With that in mind, we're now three rounds into the proceedings and the team has selected five players and exactly one of them - Virginia cornerback Ras-I Dowling - plays defense and he won't do much to help the front seven.
So much for conventional wisdom.
Despite what seemed to be glaring needs after a season the saw the Patriots finish at or near the bottom in a number of defensive categories - including 32nd and dead last in third-down defense - Bill Belichick opted to take care of his offense. He did this even though Tom Brady is coming off arguably his finest season ever, which says plenty given his sparkling resume that includes a pair of NFL and Super Bowl MVPs, and the unit overall racked up a league-best 518 points in 2010. And in case anyone has forgotten, that offense was the engine that drove New England to a 14-2 regular-season mark and No. 1 seed in the AFC before the disappointing home playoff loss to the Jets.
All of these superlatives didn't dissuade Belichick from using four picks on offense, the latter three on skilled position players. While Thursday night's selection of tackle Nate Solder was completely understandable given the tenuous state of the offensive line, Day 2's decisions were a bit more curious.
Dowling got the call to open the night as the first pick of the second round. The big, physical corner is certainly talented but joins what already appeared to be a formidable starting duo of Devin McCourty and the returning Leigh Bodden.
Obviously today's NFL requires more than two solid cover men and Dowling could very well bolster that area if he pans out. But there are a couple of factors that made the pick a head-scratcher. First, none of those three appear to be well-suited for the slot. They all have good size and like to play physically, which isn't necessarily conducive to working inside. Second, and more importantly, unless he turns out to be Deion Sanders, Dowling won't add to the team's woeful sack totals.
Belichick said Dowling spent most of his time at Virginia working on the left side and didn't work much if at all in the slot. Bodden (two years ago) and McCourty have done very little inside work during their time as Patriots. For all three to be on the field at the same time, one will have to do things he's yet to experience much, which is cause for concern.
The pass rush that was lacking so much in 2010 that even the most mundane quarterbacks enjoyed their time working against New England. Perhaps Belichick didn't feel there was anyone talented enough to help that area and instead decided to add a cover man who could potentially aid the guys up front by giving them more time to get to the passer. Arizona's Brooks Reed, Georgia's Justin Houston and Pittsburgh's Jabaal Sheard all could have offered pass rush ability even if only situationally but Belichick evidently didn't see the value.
There were still two additional second-round picks (No. 56 and 60) available at that point, but the first was used on Cal. running back Shane Vereen and the second was traded to Houston for a third and a fifth. With BenJarvus Green-Ellis and Danny Woodhead representing the lone running backs on the roster with any significant experience, the backfield was a secondary area of need. Vereen is a versatile, productive back who can catch the ball and will be a nice addition.
Again, he won't help the pass rush or third-down defense. And neither will the next two picks Belichick made - LSU running back Stevan Ridley and the most surprising of them all, Arkansas quarterback Ryan Mallett.

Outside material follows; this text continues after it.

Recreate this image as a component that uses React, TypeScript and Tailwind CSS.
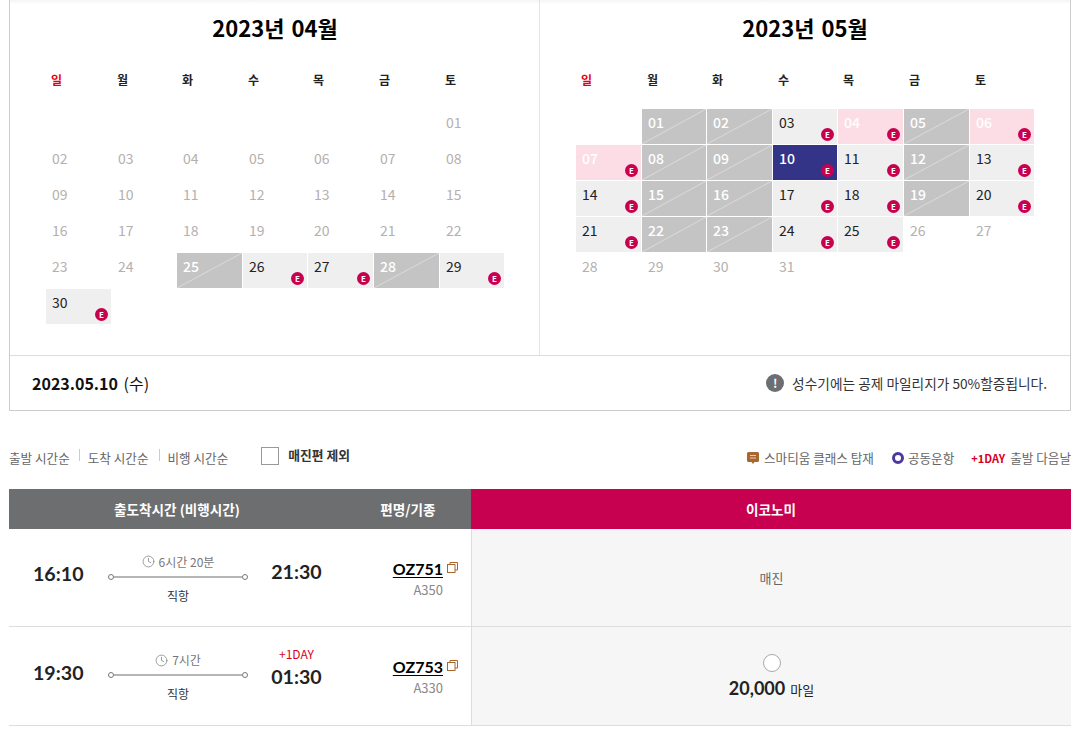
import type { ReactNode } from 'react'
import { Clock } from 'lucide-react'

type Kind = 'blank' | 'plain' | 'sold' | 'open' | 'peak' | 'selected'
type Day = { label: string; kind: Kind }

const WEEK = ['일', '월', '화', '수', '목', '금', '토']

const fmt = (n: number) => String(n).padStart(2, '0')

function buildMonth(offset: number, last: number, kinds: Record<number, Kind>): Day[] {
  const days: Day[] = []
  for (let i = 0; i < offset; i++) days.push({ label: '', kind: 'blank' })
  for (let d = 1; d <= last; d++) days.push({ label: fmt(d), kind: kinds[d] ?? 'plain' })
  return days
}

const APRIL = buildMonth(6, 30, { 25: 'sold', 26: 'open', 27: 'open', 28: 'sold', 29: 'open', 30: 'open' })
const MAY = buildMonth(1, 31, {
  1: 'sold', 2: 'sold', 3: 'open', 4: 'peak', 5: 'sold', 6: 'peak', 7: 'peak',
  8: 'sold', 9: 'sold', 10: 'selected', 11: 'open', 12: 'sold', 13: 'open',
  14: 'open', 15: 'sold', 16: 'sold', 17: 'open', 18: 'open', 19: 'sold', 20: 'open',
  21: 'open', 22: 'sold', 23: 'sold', 24: 'open', 25: 'open',
})

function DayCell({ day }: { day: Day }) {
  if (day.kind === 'blank') return <div />
  const styles: Record<Kind, string> = {
    blank: '',
    plain: 'text-[#b5b0ad]',
    sold: 'font-medium text-white bg-[#c4c4c4] bg-[linear-gradient(to_bottom_right,#c4c4c4_calc(50%-1px),#d8d8d8_50%,#c4c4c4_calc(50%+1px))]',
    open: 'text-[#222] bg-[#efefef]',
    peak: 'font-medium text-white bg-[#fcdde6]',
    selected: 'font-medium text-white bg-[#333388]',
  }
  const hasBadge = day.kind === 'open' || day.kind === 'peak' || day.kind === 'selected'
  return (
    <div className={`relative pl-[6px] pt-[3px] text-[14px] leading-[20px] ${styles[day.kind]}`}>
      {day.label}
      {hasBadge && (
        <span className="absolute right-[3px] bottom-[3px] flex h-[13px] w-[13px] items-center justify-center rounded-full bg-[#c8004f] text-[8px] font-bold leading-none text-white">
          E
        </span>
      )}
    </div>
  )
}

function Month({ title, days, divided }: { title: string; days: Day[]; divided?: boolean }) {
  return (
    <div className={`pl-[36px] ${divided ? 'border-r border-[#e4e4e4]' : ''}`}>
      <h2 className="mb-[4px] flex h-[54px] w-[458px] items-center justify-center text-[22px] font-bold text-black [word-spacing:2px]">{title}</h2>
      <div className="mb-[7px] grid h-[44px] grid-cols-[65px_64px_65px_64px_65px_65px_64px] items-center gap-x-px">
        {WEEK.map((w, i) => (
          <div key={w} className={`pl-[5px] text-[12px] font-bold ${i === 0 ? 'text-[#e60012]' : 'text-[#222]'}`}>
            {w}
          </div>
        ))}
      </div>
      <div className="grid grid-cols-[65px_64px_65px_64px_65px_65px_64px] auto-rows-[35px] gap-px">
        {days.map((d, i) => (
          <DayCell key={i} day={d} />
        ))}
      </div>
    </div>
  )
}

function CopyIcon() {
  return (
    <svg width="11" height="11" viewBox="0 0 11 11" fill="none" stroke="#a8672f" strokeWidth="1">
      <rect x="0.5" y="2.5" width="7.5" height="8" fill="#fff" />
      <path d="M3 2.5V0.5H10.5V8H8" />
    </svg>
  )
}

function Route({ duration }: { duration: string }) {
  return (
    <div className="flex w-[140px] flex-col items-center pt-[2px]">
      <div className="flex items-center gap-[4px] text-[12px] leading-[18px] text-[#777]">
        <Clock size={13} strokeWidth={1.5} color="#888" />
        {duration}
      </div>
      <div className="mt-[3px] flex w-full items-center">
        <span className="h-[6px] w-[6px] shrink-0 rounded-full border border-[#777] bg-white" />
        <span className="h-[2px] flex-1 bg-[#b5b5b5]" />
        <span className="h-[6px] w-[6px] shrink-0 rounded-full border border-[#777] bg-white" />
      </div>
      <div className="mt-[7px] text-[12px] leading-[18px] text-[#333]">직항</div>
    </div>
  )
}

const LATO = "font-['Lato','Noto_Sans_CJK_KR',sans-serif]"

function FlightRow({ dep, arr, duration, code, craft, nextDay, children }: {
  dep: string
  arr: string
  duration: string
  code: string
  craft: string
  nextDay?: boolean
  children: ReactNode
}) {
  return (
    <div className={`grid grid-cols-[336px_126px_600px] border-b border-[#ddd] ${nextDay ? 'h-[99px]' : 'h-[98px]'}`}>
      <div className="flex items-center">
        <div className={`ml-[24px] w-[51px] pb-[7px] text-[19.6px] font-bold leading-none text-[#222] ${LATO}`}>{dep}</div>
        <div className="ml-[24px]">
          <Route duration={duration} />
        </div>
        <div className={`ml-[23px] flex w-[51px] flex-col items-center ${nextDay ? 'pb-[20px]' : 'pb-[11px]'}`}>
          {nextDay && <div className="mb-[4px] whitespace-nowrap text-[12px] leading-[18px] text-[#d7001f]">+1DAY</div>}
          <div className={`text-[19.6px] font-bold leading-none text-[#222] ${LATO}`}>{arr}</div>
        </div>
      </div>
      <div className="flex flex-col items-end justify-center pr-[28px] pt-[2px]">
        <div className={`relative text-[16px] font-bold leading-[20px] text-black underline underline-offset-2 ${LATO}`}>
          {code}
          <span className="absolute left-[calc(100%+4px)] top-[3px]">
            <CopyIcon />
          </span>
        </div>
        <div className="mt-[2px] text-[13px] leading-[18px] text-[#888]">{craft}</div>
      </div>
      <div className="flex flex-col items-center justify-center border-l border-[#ddd] bg-[#f6f6f6]">{children}</div>
    </div>
  )
}

export default function App() {
  return (
    <div className="h-[734px] overflow-hidden bg-white pl-[9px] font-['Noto_Sans_CJK_KR','Noto_Sans',sans-serif]">
      <div className="w-[1062px]">
        <section className="border-x border-b border-[#ccc] bg-[linear-gradient(to_bottom,#f4f4f4,#fff_4px)]">
          <div className="grid h-[355px] grid-cols-2">
            <Month title="2023년 04월" days={APRIL} divided />
            <Month title="2023년 05월" days={MAY} />
          </div>
          <div className="flex h-[55px] items-center justify-between border-t border-[#ddd] pl-[22px] pr-[23px]">
            <div className="text-[16px] text-[#111]">
              <span className="font-bold">2023.05.10</span> <span className="ml-[2px]">(수)</span>
            </div>
            <div className="flex items-center gap-[8px] text-[13.7px] text-[#333]">
              <span className="flex h-[18px] w-[18px] items-center justify-center rounded-full bg-[#6d6e71] text-[12px] font-bold leading-none text-white">!</span>
              성수기에는 공제 마일리지가 50%할증됩니다.
            </div>
          </div>
        </section>

        <div className="flex h-[78px] items-center justify-between pt-[12px]">
          <div className="flex items-center">
            <div className="flex items-center pt-[4px] text-[12.6px] leading-[18px] text-[#666]">
              <span>출발 시간순</span>
              <span className="ml-[9px] mr-[8px] mb-[6px] h-[12px] w-px bg-[#ccc]" />
              <span>도착 시간순</span>
              <span className="ml-[10px] mr-[8px] mb-[6px] h-[12px] w-px bg-[#ccc]" />
              <span>비행 시간순</span>
            </div>
            <span className="ml-[33px] h-[18px] w-[18px] border border-[#999] bg-white" />
            <span className="mb-[3px] ml-[9px] text-[12.8px] font-bold leading-[18px] text-[#333]">매진편 제외</span>
          </div>
          <div className="flex items-center pt-[4px] text-[12.6px] leading-[18px] text-[#666]">
            <svg width="12" height="13" viewBox="0 0 12 13" className="mr-[5px]">
              <path d="M1.5 0h9A1.5 1.5 0 0 1 12 1.5v7A1.5 1.5 0 0 1 10.500 10H7.500L6 12 4.500 10h-3A1.500 1.500 0 0 1 0 8.500v-7A1.500 1.500 0 0 1 1.500 0z" fill="#a8672f" />
              <path d="M3 3.500h6M3 6h6" stroke="#e8cdb0" strokeWidth="1" />
            </svg>
            <span>스마티움 클래스 탑재</span>
            <span className="ml-[18px] mr-[4px] h-[12px] w-[12px] rounded-full border-[3px] border-[#4b3a9b]" />
            <span>공동운항</span>
            <span className="ml-[17px] mr-[5px] text-[11px] font-bold text-[#d7001f]">+1DAY</span>
            <span>출발 다음날</span>
          </div>
        </div>

        <div className="grid h-[40px] grid-cols-[336px_126px_600px] items-center bg-[#6d6e70] text-center text-[13.6px] font-bold text-white">
          <div>출도착시간 (비행시간)</div>
          <div>편명/기종</div>
          <div className="flex h-full items-center justify-center bg-[#c70050]">이코노미</div>
        </div>

        <FlightRow dep="16:10" arr="21:30" duration="6시간 20분" code="OZ751" craft="A350">
          <span className="text-[13px] text-[#666]">매진</span>
        </FlightRow>
        <FlightRow dep="19:30" arr="01:30" duration="7시간" code="OZ753" craft="A330" nextDay>
          <span className="mb-[5px] mt-[1px] h-[18px] w-[18px] rounded-full border border-[#aaa] bg-white" />
          <div className="flex items-baseline gap-[5px] text-[#222]">
            <span className={`text-[18px] font-bold leading-[22px] ${LATO}`}>20,000</span>
            <span className="text-[13px]">마일</span>
          </div>
        </FlightRow>
      </div>
    </div>
  )
}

Ridley is a much different kind of back than Vereen. He's a tough, physical, inside runner who has even served as a fullback. He and Vereen will offer Belichick a younger committee of backs to build around and augment the attack in the future.
Mallett is an extremely gifted passer with the most NFL-ready arm in the draft. Few question his talent but some off-field issues clearly spooked some teams and allowed six other quarterbacks to be selected before - all by teams far more in need of one than New England. Belichick said he felt the team got by in recent years with just two quarterbacks and he felt the club was "at risk if you don't have a quarterback that can run it" so he added to the depth chart.
The 92nd pick, which the Patriots entered the evening in possession of, went to Oakland along with a fourth-round in a trade that yielded a second-round pick next year and a seventh-rounder at 219 overall.
These picks can all be justified on an individual basis but it's hard to understand them as a whole. Five players selected in the first 74 picks and just one on defense for a team that has been looking to improve on that side of the ball for at least three years if not longer.
"Coming out of the draft with the five players that we have - a lineman and three skilled players on offense and a corner on defense - and a couple of high picks next year, I feel like we had a pretty decent couple days," Belichick said. "And then we'll just go back tonight and try to take a look at what's left on the board and what we have left in the way of picks and keep plugging away and try to find players that can contribute or maybe we think develop on the football team. Still got a long way to go here, but this is where we are for right now."
There are still four rounds and four picks to go but the odds of landing an impact defensive player are not good. It should be pointed out that the labor situation has established a strange dynamic where free agency has yet to take place and that remains an avenue for Belichick to explore for pass rush help.
But through three rounds and five picks, it's hard to figure out exactly how the 2011 Patriots have improved.